Wer dem Trauma anderer ausgesetzt ist, kann eine sekundäre Traumatisierung entwickeln. Über den Umgang mit fremdem Leid und den Risikofaktor Empathie.
von Helena Weise
02. Juni 2022
Das erste Trauma, das Tanja Rode am eigenen Leib zu spüren bekam, gehörte einer jungen Frau. Ihr Anruf liegt 26 Jahre zurück. Manche Details dieses Tages sind verblasst, doch der Schrecken von damals ist noch präsent, bringt die Therapeutin gedanklich zurück ins Jahr 1996, als sie den Hörer des Notfalltelefons abnahm. Angst und Panik schlugen ihr entgegen. Mit der Stimme einer Sechzehnjährigen flehte am anderen Ende der Leitung jemand um Hilfe. Es klang dringend – so, als habe sich das Mädchen gerade erst befreit und suche jetzt nach Schutz.
Rode weiß da noch nicht, dass die Klientin keine Jugendliche ist, sondern eine Frau Mitte 20. „Da sitzt ein Mensch vor dir und wirkt wie ein Kind, das jetzt und hier panische Angst hat. Dieser Mensch nimmt dich mit zu seinem traumatischen Erlebnis, ohne dir davon zu erzählen“, schildert sie.
Es ist der Fall, der Tanja Rode bewusstmacht, dass Traumata ansteckend sein können – und wie wenig sie darauf vorbereitet ist.

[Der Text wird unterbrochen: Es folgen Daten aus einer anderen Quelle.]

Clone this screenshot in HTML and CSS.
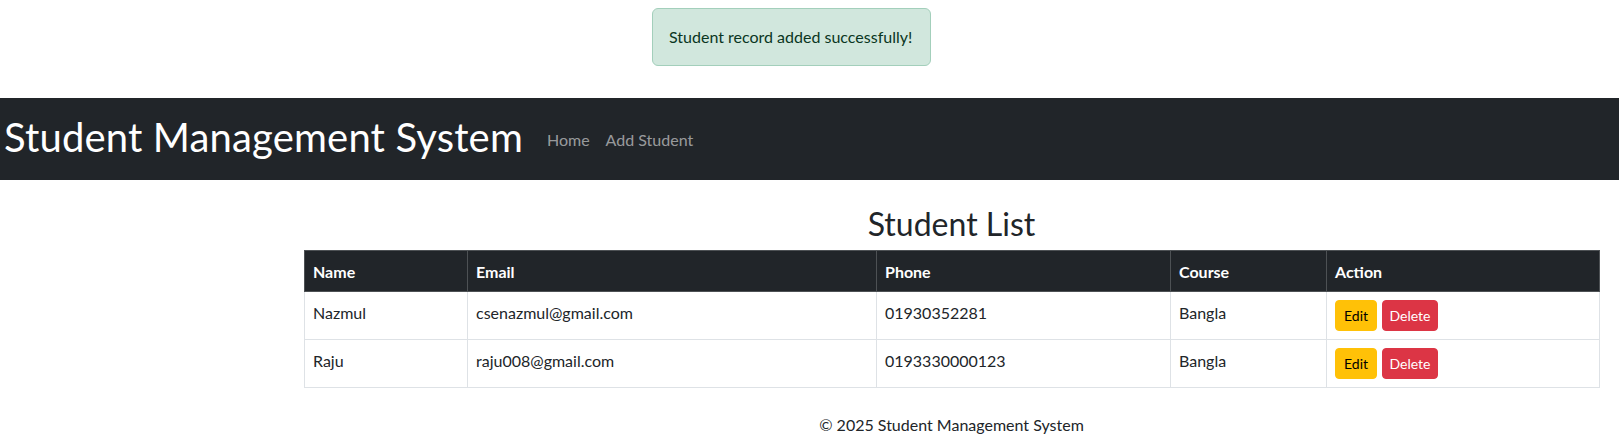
FILE: index.html
```html
<!DOCTYPE html>
<html lang="en">
<head>
<meta charset="utf-8">
<title>Student Management System</title>
<link rel="stylesheet" href="styles.css">
</head>
<body>
<div class="alert-wrap">
  <div class="alert">Student record added successfully!</div>
</div>

<nav class="navbar">
  <h1 class="brand">Student Management System</h1>
  <ul class="nav">
    <li><a class="nav-link" href="#">Home</a></li>
    <li><a class="nav-link" href="#">Add Student</a></li>
  </ul>
</nav>

<main class="container">
  <h2 class="page-title">Student List</h2>
  <table class="table">
    <thead>
      <tr>
        <th class="col-name">Name</th>
        <th class="col-email">Email</th>
        <th class="col-phone">Phone</th>
        <th class="col-course">Course</th>
        <th class="col-action">Action</th>
      </tr>
    </thead>
    <tbody>
      <tr>
        <td>Nazmul</td>
        <td>csenazmul@gmail.com</td>
        <td>01930352281</td>
        <td>Bangla</td>
        <td class="action-cell"><div class="actions"><a class="btn btn-edit" href="#">Edit</a><a class="btn btn-delete" href="#">Delete</a></div></td>
      </tr>
      <tr>
        <td>Raju</td>
        <td>raju008@gmail.com</td>
        <td>0193330000123</td>
        <td>Bangla</td>
        <td class="action-cell"><div class="actions"><a class="btn btn-edit" href="#">Edit</a><a class="btn btn-delete" href="#">Delete</a></div></td>
      </tr>
    </tbody>
  </table>
  <footer class="footer">© 2025 Student Management System</footer>
</main>
</body>
</html>
```
FILE: styles.css
```css
*, *::before, *::after { box-sizing: border-box; }

body {
  margin: 0;
  font-family: Lato, "Open Sans", sans-serif;
  font-size: 16px;
  line-height: 1.5;
  color: #212529;
  background: #fff;
}

.alert-wrap {
  display: flex;
  justify-content: center;
  padding-right: 36px;
  padding-top: 8px;
}

.alert {
  min-width: 279px;
  padding: 16px;
  border: 1px solid #a3cfbb;
  border-radius: 6px;
  background: #d1e7dd;
  color: #0a3622;
  line-height: 24px;
}

.navbar {
  margin-top: 32px;
  background: #212529;
  padding: 8px 0;
  height: 82px;
  display: flex;
  align-items: center;
}

.brand {
  margin: 0 16px 8px 0;
  padding: 7px 0 3px 4px;
  font-size: 40px;
  line-height: 48px;
  font-weight: 400;
  letter-spacing: 0.16px;
  color: #fff;
  white-space: nowrap;
}

.nav {
  list-style: none;
  margin: 0;
  padding: 0;
  display: flex;
}

.nav-link {
  display: block;
  padding: 9px 8px 7px;
  line-height: 24px;
  color: rgba(255, 255, 255, 0.55);
  text-decoration: none;
}

.container {
  width: 1295px;
  margin: 0 20px 0 auto;
}

.page-title {
  margin: 25px 0 7px;
  font-size: 32px;
  line-height: 38.4px;
  font-weight: 400;
  text-align: center;
  color: #212529;
}

.table {
  width: 1295px;
  table-layout: fixed;
  border-collapse: collapse;
  margin-bottom: 16px;
}

.col-name { width: 163px; }
.col-email { width: 409px; }
.col-phone { width: 294px; }
.col-course { width: 156px; }
.col-action { width: 273px; }

.table th {
  background: #212529;
  color: #fff;
  font-weight: 700;
  text-align: left;
  padding: 9px 8px 7px;
  line-height: 24px;
  border: 1px solid #4d5154;
}

.table td {
  padding: 9px 8px 7px;
  line-height: 24px;
  vertical-align: top;
  border: 1px solid #dee2e6;
  color: #212529;
}

.table td.action-cell {
  padding: 8px;
}

.actions {
  display: flex;
  gap: 5px;
}

.btn {
  display: inline-block;
  padding: 4px 8px;
  font-size: 14px;
  line-height: 21px;
  border: 1px solid transparent;
  border-radius: 4px;
  text-decoration: none;
}

.btn-edit {
  background: #ffc107;
  border-color: #ffc107;
  color: #000;
}

.btn-delete {
  padding: 4px 6.5px;
  background: #dc3545;
  border-color: #dc3545;
  color: #fff;
}

.footer {
  padding-top: 9px;
  text-align: center;
  line-height: 24px;
}
```
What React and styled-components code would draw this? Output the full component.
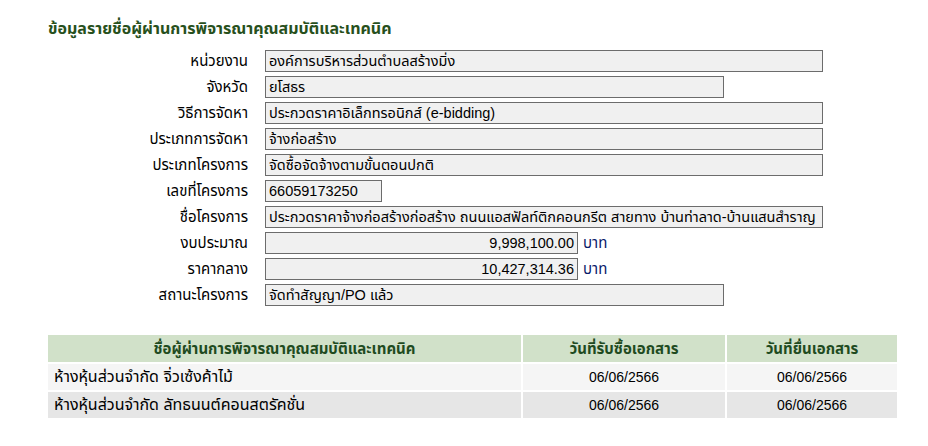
import React from 'react'
import styled, { createGlobalStyle } from 'styled-components'

const GlobalStyle = createGlobalStyle`
    body {
        margin: 0;
        background: #fff;
        font-family: Tahoma, "Liberation Sans", "Noto Sans Thai", "Noto Sans", sans-serif;
        font-size: 14px;
        color: #000;
    }
`

const Page = styled.div`
    width: 928px;
    height: 446px;
    padding: 19px 0 0 48px;
    box-sizing: border-box;
`

const Title = styled.h3`
    margin: 0 0 11px;
    font-size: 16px;
    font-weight: bold;
    color: #27501c;
    line-height: 20px;
`

const Form = styled.div`
    display: grid;
    grid-template-columns: 200px 1fr;
    column-gap: 17px;
    row-gap: 4px;
`

const Label = styled.div`
    text-align: right;
    font-size: 15px;
    line-height: 22px;
    height: 22px;
    white-space: nowrap;
`

const FieldRow = styled.div`
    display: flex;
    align-items: center;
    gap: 5px;
`

const Field = styled.div`
    width: ${p => p.$w}px;
    height: 22px;
    box-sizing: border-box;
    border: 1px solid #6c6c6c;
    background: #f0f0f0;
    padding: 0 3px;
    font-size: 14.5px;
    line-height: 20px;
    white-space: nowrap;
    overflow: hidden;
    text-align: ${p => (p.$num ? 'right' : 'left')};
`

const Unit = styled.span`
    color: #0a1a6a;
    font-size: 15px;
    line-height: 22px;
`

const Table = styled.div`
    margin-top: 29px;
    width: 849px;
    display: grid;
    grid-template-columns: 473px 202px 170px;
    gap: 2px;
`

const HeadCell = styled.div`
    background: #d1e1c9;
    color: #1f4b1f;
    font-size: 15px;
    font-weight: bold;
    text-align: center;
    height: 27px;
    line-height: 27px;
`

const Cell = styled.div`
    background: ${p => (p.$alt ? '#e6e6e6' : '#f5f5f5')};
    text-align: ${p => (p.$center ? 'center' : 'left')};
    font-size: ${p => (p.$center ? '14px' : '16px')};
    padding: 0 6px;
    height: 26px;
    line-height: 26px;
    white-space: nowrap;
`

const fields = [
    { label: 'หน่วยงาน', value: 'องค์การบริหารส่วนตำบลสร้างมิ่ง', w: 558 },
    { label: 'จังหวัด', value: 'ยโสธร', w: 459 },
    { label: 'วิธีการจัดหา', value: 'ประกวดราคาอิเล็กทรอนิกส์ (e-bidding)', w: 558 },
    { label: 'ประเภทการจัดหา', value: 'จ้างก่อสร้าง', w: 558 },
    { label: 'ประเภทโครงการ', value: 'จัดซื้อจัดจ้างตามขั้นตอนปกติ', w: 558 },
    { label: 'เลขที่โครงการ', value: '66059173250', w: 117 },
    { label: 'ชื่อโครงการ', value: 'ประกวดราคาจ้างก่อสร้างก่อสร้าง ถนนแอสฟัลท์ติกคอนกรีต สายทาง บ้านท่าลาด-บ้านแสนสำราญ', w: 558 },
    { label: 'งบประมาณ', value: '9,998,100.00', w: 313, num: true, unit: 'บาท' },
    { label: 'ราคากลาง', value: '10,427,314.36', w: 313, num: true, unit: 'บาท' },
    { label: 'สถานะโครงการ', value: 'จัดทำสัญญา/PO แล้ว', w: 459 },
]

const bidders = [
    { name: 'ห้างหุ้นส่วนจำกัด จิ่วเซ้งค้าไม้', got: '06/06/2566', sent: '06/06/2566' },
    { name: 'ห้างหุ้นส่วนจำกัด ลัทธนนต์คอนสตรัคชั่น', got: '06/06/2566', sent: '06/06/2566' },
]

export default function App() {
    return (
        <Page>
            <GlobalStyle />
            <Title>ข้อมูลรายชื่อผู้ผ่านการพิจารณาคุณสมบัติและเทคนิค</Title>
            <Form>
                {fields.map(f => (
                    <React.Fragment key={f.label}>
                        <Label>{f.label}</Label>
                        <FieldRow>
                            <Field $w={f.w} $num={f.num}>{f.value}</Field>
                            {f.unit && <Unit>{f.unit}</Unit>}
                        </FieldRow>
                    </React.Fragment>
                ))}
            </Form>
            <Table>
                <HeadCell>ชื่อผู้ผ่านการพิจารณาคุณสมบัติและเทคนิค</HeadCell>
                <HeadCell>วันที่รับซื้อเอกสาร</HeadCell>
                <HeadCell>วันที่ยื่นเอกสาร</HeadCell>
                {bidders.map((b, i) => (
                    <React.Fragment key={b.name}>
                        <Cell $alt={i % 2 === 1}>{b.name}</Cell>
                        <Cell $alt={i % 2 === 1} $center>{b.got}</Cell>
                        <Cell $alt={i % 2 === 1} $center>{b.sent}</Cell>
                    </React.Fragment>
                ))}
            </Table>
        </Page>
    )
}
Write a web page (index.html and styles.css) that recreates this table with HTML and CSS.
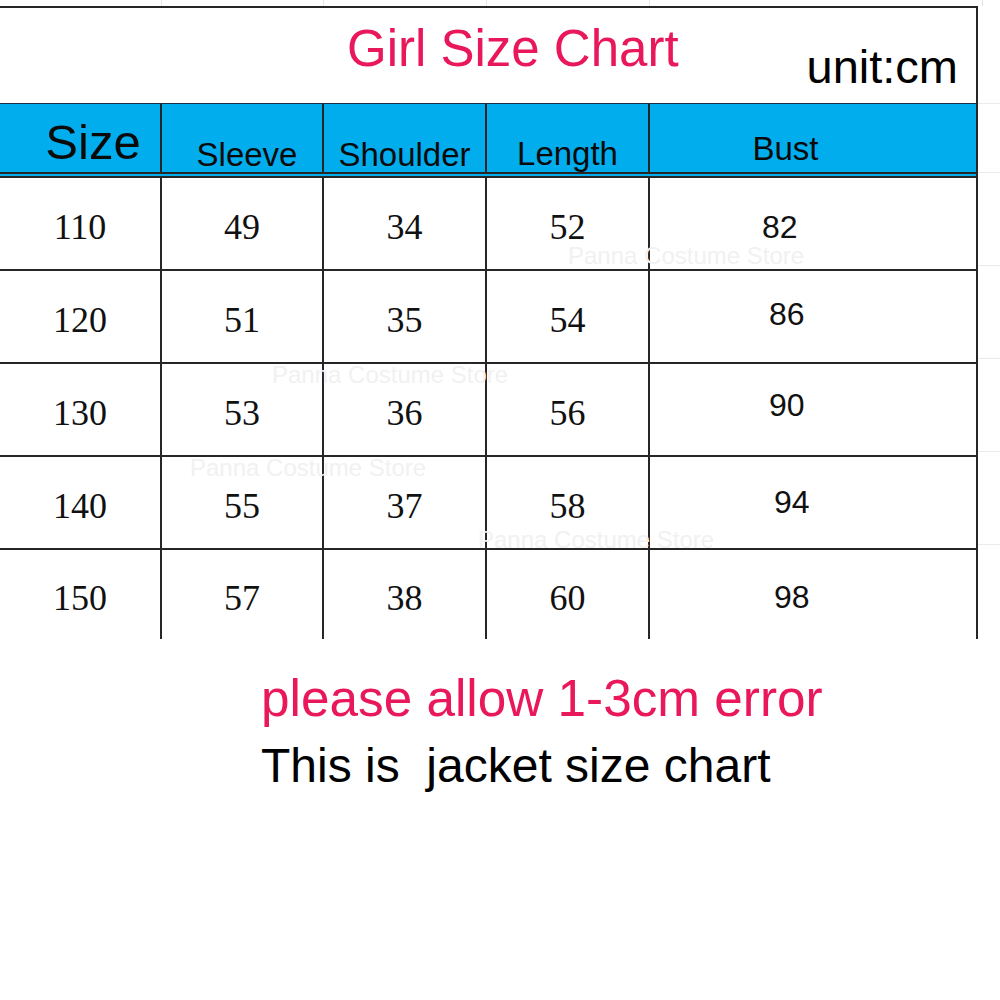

Sie studiert damals Politik und Pädagogik in Marburg, arbeitet ehrenamtlich bei einem Verein gegen sexualisierte Gewalt an Frauen und Mädchen. Sie will helfen und sie will das Thema auch öffentlich machen. Das Private ist politisch, so lautet das feministische Credo dieser Zeit, doch genauso wird das Politische privat, und zwar so privat, dass Tanja Rode sich irgendwann fragt, welcher Teil von ihr noch unberührt bleibt.